この、「まだ」には、「もうお前は知ったはずだ」という意味が含まれる。それは、「掟」の意味だ。①長い年月をかけて男が知った「掟」の意味。
門番の問いかけに、男は答える。「死のまぎわに、これまでのあらゆることが凝結して一つ」となった、「これまでついぞ口にしたことのない問い」。
「誰もが掟を求めているというのに……この永い年月のあいだ、どうして私以外の誰ひとり、中に入れてくれといって来なかったのです?」
男の「命の火が消えかけていた。うすれていく意識を呼びもどすかのように門番がどなった」。
②「ほかの誰ひとり、ここには入れない。この門は、おまえひとりのためのものだった」。
①長い年月をかけて男が知った「掟」の意味について
男が「掟の門」をくぐりたいと切望したのは、彼が「掟」とは何かを知るためだった。だから門番は、彼の求めに応じて「掟」の意味を分からせようとする。具体的には、絶対にこの門をくぐってはいけないという禁止を出すことで、「掟」とは何かを理解させようとした。門番は、男の求めに素直に従っただけだ。
しかも門番のやり方はより丁寧だ。中に入るとひどい目にあうぞと言葉で脅すだけで、彼は決して手を出さない。物理的な阻止をしないのだ。「入ろうと思えばいつでも入れる。現に門は開いているし、俺も阻止するわけではない。あとはお前が自分で考え判断しろ」ということ。このことは、だからこそ男が自分の意志で「入らない」ことを選択したことになる。
男は、「入らない」という選択を長い間実行し続ける。「掟」を何年にもわたって守り続けたのだ。
このように、長い年月をかけて男が知った「掟」の意味は、社会から求められる自己規制ではない。社会がダメだというからやってはいけないのではなく、自分で選択してやらないことだ。
②「ほかの誰ひとり、ここには入れない。この門は、おまえひとりのためのものだった」について
死が近づく男は門番に尋ねる。「誰もが掟を求めているというのに……この永い年月のあいだ、どうして私以外の誰ひとり、中に入れてくれといって来なかったのです?」。
門番が言うとおり、男の認識は間違っている。「誰もが掟を求めている」わけではない。むしろその意味を真面目・真率に求めていたのは、男だけだった。だから男「以外の誰ひとり、中に入れてくれといって来なかった」のだ。その意味で男は、他の誰よりも「掟」に近い存在だった。
「ほかの誰ひとり、ここには入れない。

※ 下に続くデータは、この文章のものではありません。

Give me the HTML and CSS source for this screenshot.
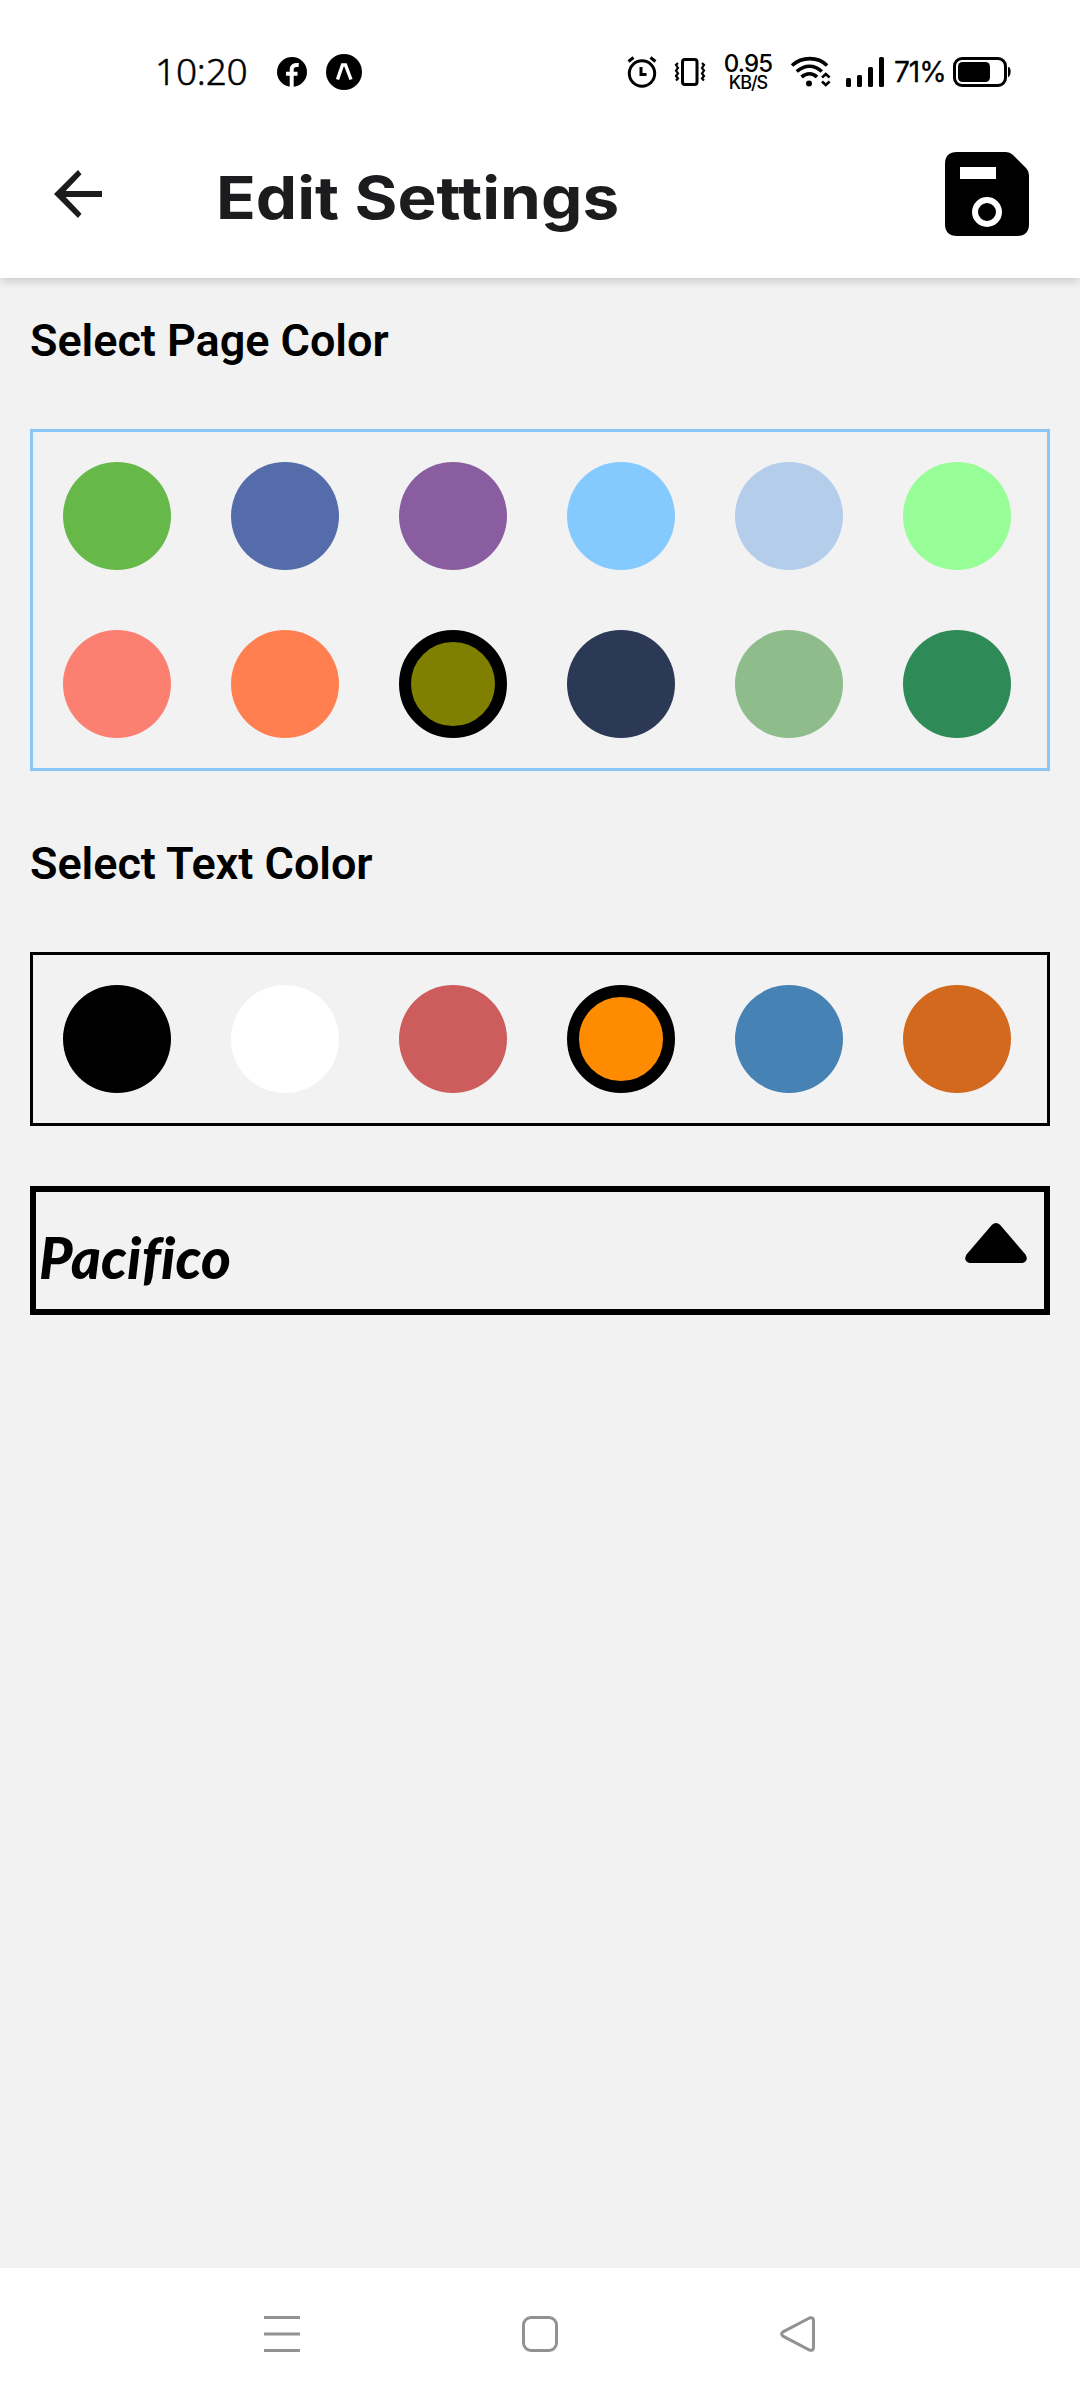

この門は、おまえひとりのためのものだった」とは、「他の者たちは、そもそも掟を守ろうなどとは思っていない。この「掟の門」は、お前ひとりのための(に開かれた)門であり、お前は見事に「入るなの禁」を死ぬまで守り通した」、ということ。
掟を最後まで守り通し、掟とは何かを体得した男。男を試すために設定された門も役割を果たし、門番の役目も終わった。
門番の、「さあ、もうおれは行く。ここを閉めるぞ」とは、「お前が真に掟を知り得るかを見守っていた自分の役目も、門の役目も終わった」ということ。
門の前での足止めの規制を解くことができるのは、実は自分自身というアイロニー。世の「掟」を守るも破るも自分次第という逆説。
「掟」とは、社会の規制ではなく、自身による規制なのだ。
安部公房の「赤い繭」は、まさに社会の不条理を描いていたが、カフカの「掟の門」は、不条理ではなく、自己規制のアイロニーを描いた物語だった。